Reconnaître la sharka 

Amaury Guillet, responsable technique en arboriculture fruitière à la Fredon, fait un point régional sur les foyers de sharka : « ils se trouvent notamment au nord de Valence (Drôme), autour de la commune de Châteauneuf-sur-Isère, ou encore le long de la vallée du Rhône et dans le nord de l’Ardèche et de la Drôme. Nous prospectons actuellement 2 780 hectares en région, second passage compris. Ce chiffre correspond à 30 % de ce que l’on connaît, précise-t-il. Cette année, l’on compte 1 842 arbres contaminés par la sharka en région. Nous restons sous la barre des 2 000 depuis 2019. Cela semble peu, mais ce maintien est dû à la prospection qui continue et au nombre de surfaces arrachées qui ont permis de réduire les zones victimes de la sharka », explique-t-il. Malgré tout, les contaminations ont augmenté de 25 % entre 2022 et 2024. Une raison supplémentaire pour prospecter attentivement ses vergers. 

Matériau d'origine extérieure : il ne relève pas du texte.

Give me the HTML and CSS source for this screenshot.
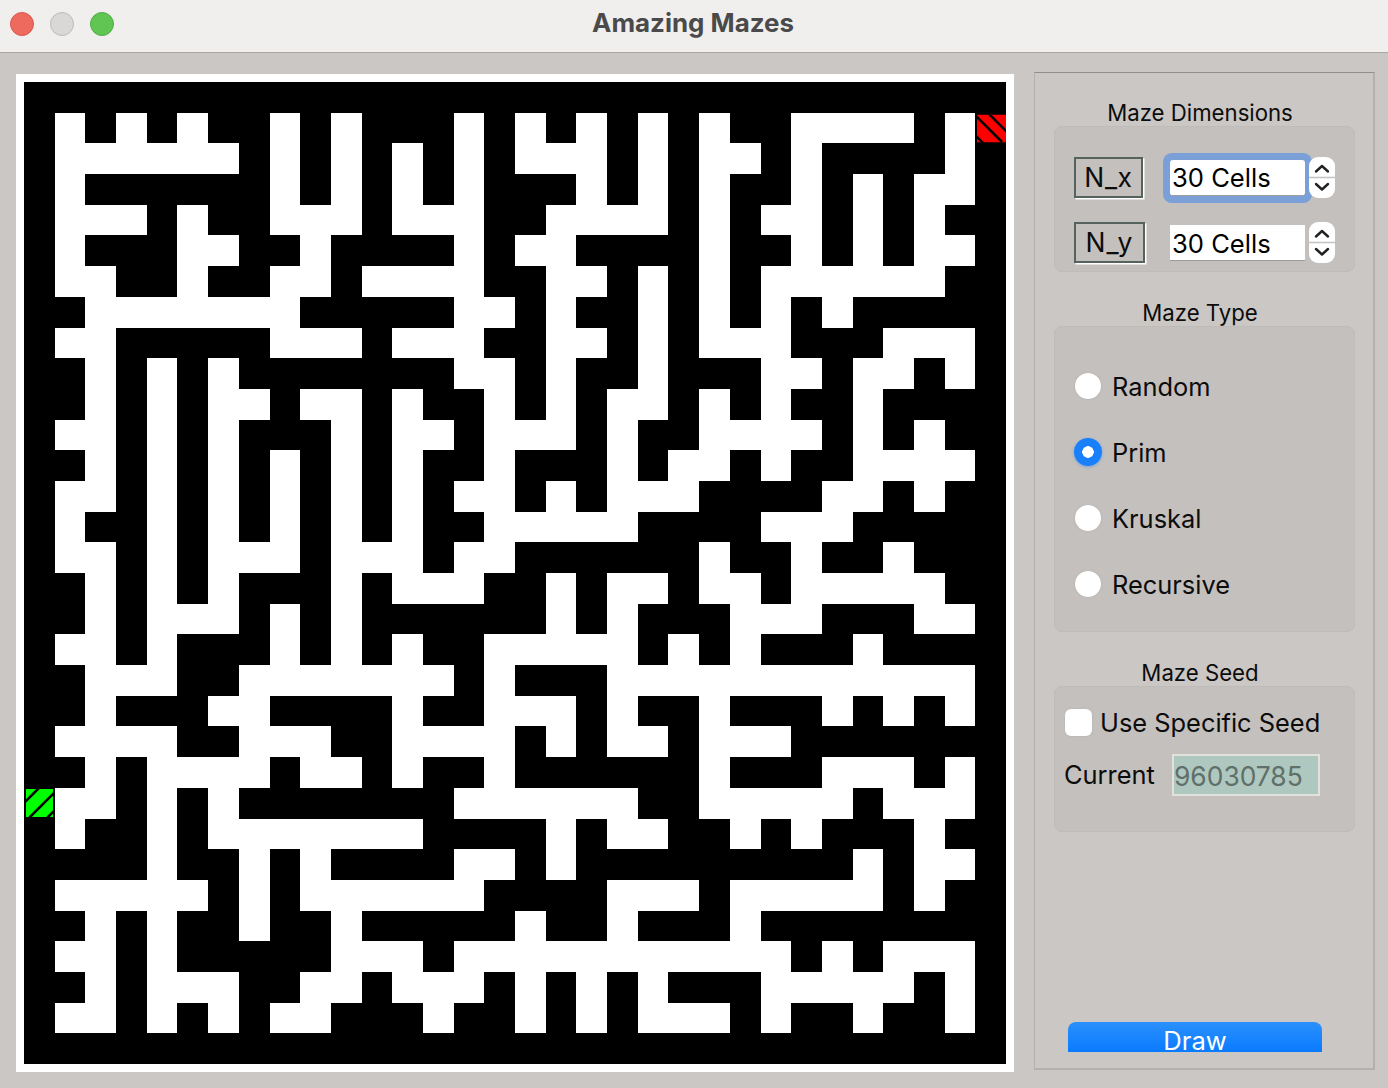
FILE: index.html
```html
<!DOCTYPE html>
<html lang="en">
<head>
<meta charset="utf-8">
<title>Amazing Mazes</title>
<link rel="stylesheet" href="styles.css">
</head>
<body>
<div class="window">
  <header class="titlebar">
    <div class="lights">
      <span class="light light-red"></span>
      <span class="light light-gray"></span>
      <span class="light light-green"></span>
    </div>
    <div class="window-title">Amazing Mazes</div>
  </header>
  <main class="content">
    <div class="maze-frame"><canvas id="maze" class="maze" width="982" height="982"></canvas></div>
    <aside class="panel">
      <div class="group-title">Maze Dimensions</div>
      <section class="group group-dims">
        <div class="dim-row">
          <div class="dim-label dim-label-x">N_x</div>
          <div class="dim-input dim-input-focus">30 Cells</div>
          <div class="spinner">
            <svg class="chev" viewBox="0 0 26 41" width="26" height="41"><path d="M7 14.5 L13 9 L19 14.5 M7 27 L13 32.5 L19 27" fill="none" stroke="#222" stroke-width="2.4" stroke-linecap="round" stroke-linejoin="round"/></svg>
          </div>
        </div>
        <div class="dim-row">
          <div class="dim-label dim-label-y">N_y</div>
          <div class="dim-input dim-input-second">30 Cells</div>
          <div class="spinner">
            <svg class="chev" viewBox="0 0 26 41" width="26" height="41"><path d="M7 14.5 L13 9 L19 14.5 M7 27 L13 32.5 L19 27" fill="none" stroke="#222" stroke-width="2.4" stroke-linecap="round" stroke-linejoin="round"/></svg>
          </div>
        </div>
      </section>
      <div class="group-title group-title-next">Maze Type</div>
      <section class="group group-type">
        <div class="radio-row"><span class="radio"></span><span>Random</span></div>
        <div class="radio-row"><span class="radio radio-on"></span><span>Prim</span></div>
        <div class="radio-row"><span class="radio"></span><span>Kruskal</span></div>
        <div class="radio-row"><span class="radio"></span><span>Recursive</span></div>
      </section>
      <div class="group-title group-title-next">Maze Seed</div>
      <section class="group group-seed">
        <div class="check-row"><span class="check"></span><span>Use Specific Seed</span></div>
        <div class="seed-row"><span class="seed-label">Current</span><div class="seed-entry">96030785</div></div>
      </section>
      <div class="draw-wrap"><div class="draw">Draw</div></div>
    </aside>
  </main>
</div>
<script src="maze.js"></script>
</body>
</html>
```
FILE: styles.css
```css
* { box-sizing: border-box; }
html, body { margin: 0; padding: 0; }
body {
  width: 1388px;
  height: 1088px;
  overflow: hidden;
  background: #cbc7c4;
  color: #0c0c0c;
  font-family: Inter, "Liberation Sans", sans-serif;
}
.window { display: flex; flex-direction: column; height: 1088px; }

.titlebar {
  position: relative;
  display: flex;
  align-items: center;
  justify-content: center;
  height: 53px;
  flex: none;
  background: #f1efee;
  border-bottom: 1px solid #a9a6a3;
}
.lights {
  position: absolute;
  left: 10px;
  top: 12px;
  display: flex;
  gap: 16px;
}
.light { width: 24px; height: 24px; border-radius: 50%; border: 1px solid; }
.light-red { background: #ee6a5f; border-color: #d9574c; }
.light-gray { background: #d9d8d7; border-color: #bcbbba; }
.light-green { background: #61c554; border-color: #50ad44; }
.window-title {
  font-size: 25.9px;
  font-weight: 700;
  color: #4a4a4a;
  line-height: 30px;
  margin-top: -7px;
  padding-right: 2px;
}

.content {
  display: flex;
  gap: 20px;
  padding: 19px 0 0 16px;
  align-items: flex-start;
}
.maze-frame {
  flex: none;
  margin-top: 2px;
  padding: 8px;
  background: #fff;
  width: 998px;
  height: 998px;
}
.maze { display: block; width: 982px; height: 982px; }

.panel {
  flex: none;
  display: flex;
  flex-direction: column;
  width: 341px;
  height: 998px;
  padding: 27px 18px 16px 19px;
  border: 1px solid #b3b1af;
  border-top-color: #8e8e8e;
  border-width: 1px 2px 2px 1px;
}
.group-title {
  height: 26px;
  line-height: 26px;
  font-size: 22.2px;
  text-align: center;
  padding-right: 9px;
}
.group-title-next { margin-top: 28px; }
.group {
  background: #c4c0bd;
  border: 1px solid #bfbbb8;
  border-radius: 8px;
  font-size: 25.4px;
}
.group-dims { height: 146px; padding: 30px 0 0 19px; display: flex; flex-direction: column; gap: 24px; font-size: 25.6px; }
.group-type { height: 306px; padding: 45px 0 0 19px; display: flex; flex-direction: column; gap: 36px; }
.group-seed { height: 146px; padding: 22px 0 0 9px; }

.dim-row { display: grid; grid-template-columns: 96px 135px 30px; align-items: center; height: 41px; }
.dim-label {
  height: 41px;
  line-height: 37px;
  text-align: center;
  font-size: 26.5px;
  letter-spacing: 0.6px;
  border: 2px solid #55625e;
  box-shadow: 1.5px 1.5px 0 #fff;
  background: #c4c0bd;
}
.dim-label-x { width: 69px; }
.dim-label-y { width: 71px; letter-spacing: 1px; }
.dim-input {
  height: 36px;
  line-height: 36px;
  padding-left: 2px;
  background: #fff;
  border-bottom: 1px solid #9c9c9c;
  color: #000;
}
.dim-input-second { line-height: 38px; }
.dim-input-focus {
  box-shadow: 0 0 0 7px #7ba0d8;
  border-radius: 3px;
}
.spinner {
  position: relative;
  width: 26px;
  height: 41px;
  margin-left: 4px;
  background: linear-gradient(#fff 0 47%, #c4c4c4 49% 51%, #fff 53%);
  border-radius: 9px;
}
.chev { display: block; }

.radio-row { display: flex; align-items: center; gap: 10px; height: 30px; line-height: 32px; }
.radio {
  flex: none;
  width: 26px;
  height: 26px;
  margin: -2px 1px 0 1px;
  border-radius: 50%;
  background: #fff;
  box-shadow: 0 0 2px #aaa;
}
.radio-on {
  width: 28px;
  height: 28px;
  margin: -2px 0 0 0;
  background: radial-gradient(circle, #fff 0 5.5px, #1a7ffb 6px);
  box-shadow: 0 1px 3px rgba(26, 127, 251, 0.45);
}

.check-row { display: flex; align-items: center; gap: 8px; height: 27px; line-height: 29px; padding-left: 1px; }
.check {
  flex: none;
  width: 27px;
  height: 27px;
  background: #fff;
  border-radius: 6px;
  box-shadow: 0 0 2px #aaa;
}
.seed-row { display: flex; align-items: center; margin-top: 18px; height: 42px; line-height: 44px; }
.seed-label { width: 108px; }
.seed-entry {
  width: 148px;
  height: 42px;
  line-height: 40px;
  background: #afc8bf;
  border: 2px solid #e3e1de;
  color: #5f6f69;
  font-size: 26.4px;
}

.draw-wrap { margin-top: auto; padding-left: 14px; }
.draw {
  width: 254px;
  height: 30px;
  overflow: hidden;
  border-radius: 8px 8px 0 0;
  background: linear-gradient(#2b90fc, #0a7bff);
  color: #fff;
  text-align: center;
  font-size: 25.6px;
  line-height: 38px;
}
```
FILE: maze.js
```js
var rows = [
  "################################",
  "#.#.#.##.#.###.#.#.#.#.##....#.#",
  "#......#.#.#.#.#...#.#..#.####.#",
  "#.######.#.#.#.###.#.#.##.#.#..#",
  "#...#.##...#...##....#.#..#.#.##",
  "#.###..##.####.#..####.##.#.#..#",
  "#..##.##..#....##..#.#.#......##",
  "##.......#####..#.##.#.#.#.#####",
  "#..#####...#...##..#.#...###...#",
  "##.#.#.#######..#.##.###..#..#.#",
  "##.#.#..#..#.##.#.#..#.#.##.####",
  "#..#.#.###.#..#...#.##....#.#.##",
  "##.#.#.#.#.#.##.###.#..#.##....#",
  "#..#.#.#.#.#.#..#.#...####..#.##",
  "#.##.#.#.#.#.##.....####...#####",
  "#..#.#...#...#..######.##.##.###",
  "##.#.#.###.#...##.#..#..#.....##",
  "##.#...#.#.######.#.###...###..#",
  "#..#.###.#.#.##.....#.#.###.####",
  "##...##.......#.###............#",
  "##.###..####.##...#.##.###.#.#.#",
  "#....##...##....#.#..#...#######",
  "##.#....#..#.##.######.###...#.#",
  "#..#.#.#######......##.....#...#",
  "#.##.#.......####.#..##.#.###.##",
  "####.##.#.####..#.#########.#..#",
  "#.....#.#......####...#.....#.##",
  "##.#.##.##.#####.##.###.########",
  "#..#.#####...#...........#.#...#",
  "##.#...##..#...#.#.#.###.....#.#",
  "#..#.#.#..###.##.#.#...#.##.##.#",
  "################################"
];

var canvas = document.getElementById("maze");
var ctx = canvas.getContext("2d");
var cell = 982 / 32;

ctx.fillStyle = "#fff";
ctx.fillRect(0, 0, 982, 982);
ctx.fillStyle = "#000";
rows.forEach(function (row, r) {
  for (var c = 0; c < row.length; c++) {
    if (row.charAt(c) !== "#") continue;
    var x0 = Math.round(c * cell), x1 = Math.round((c + 1) * cell);
    var y0 = Math.round(r * cell), y1 = Math.round((r + 1) * cell);
    ctx.fillRect(x0, y0, x1 - x0, y1 - y0);
  }
});

function marker(x, y, w, h, colour, lines) {
  ctx.save();
  ctx.beginPath();
  ctx.rect(x, y, w, h);
  ctx.clip();
  ctx.fillStyle = colour;
  ctx.fillRect(x, y, w, h);
  ctx.strokeStyle = "#000";
  ctx.lineWidth = 2.6;
  lines.forEach(function (l) {
    ctx.beginPath();
    ctx.moveTo(l[0], l[1]);
    ctx.lineTo(l[2], l[3]);
    ctx.stroke();
  });
  ctx.restore();
}

// Finish: red with "\" hatching, Start: green with "/" hatching
marker(953, 32.5, 29, 28, "#ff0000", [
  [948, 30, 978, 60],
  [963, 30, 993, 60],
  [928, 30, 968, 70]
]);
marker(2, 707, 27, 28, "#00ff00", [
  [0, 721, 21, 700],
  [0, 741, 41, 700],
  [19, 740, 40, 719]
]);
```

Différentes manifestations

« La sharka s’observe à plusieurs stades végétatifs de l’arbre. Certaines variétés de pêchers, en période hivernale, laissent apparaître des anneaux, en forme de donut, d’une couleur plus foncée que le rameau. Ce symptôme est propre à certaines variétés de pêchers », explique -t-il. « Sur ces mêmes variétés, les symptômes apparaissent en fin de floraison : avec des tâches roses, violacées, sur le rose clair du pétale ». Une information pertinente à connaître pour les producteurs, puisqu’en période hivernale ou de floraison, les pucerons ne volent pas. « Cela permet donc d’évacuer les arbres contaminés en début de saison », précise le spécialiste. Entre le début du mois de mai et la fin du mois de juin, il est fréquent d’observer des symptômes sur feuilles : « appelées flammèches, ou dentelles, ce sont des décolorations situées le long des nervures secondaires des feuilles, qui peuvent également avoir la forme d’anneaux ». Certains symptômes sont plus discrets, difficiles à percevoir ou à interpréter. D’autant plus que la sharka est un organisme nuisible et thermosensible (ou thermolabile) : les manifestations physiques de la maladie peuvent apparaître et disparaître selon les températures. « Cela ne signifie donc pas que le virus a disparu. Il ne s’exprime simplement pas pendant une période donnée », ajoute Amaury Guillet. Autant de situations complexes qui poussent la profession à sensibiliser les arboriculteurs, pour une lutte collective et efficace.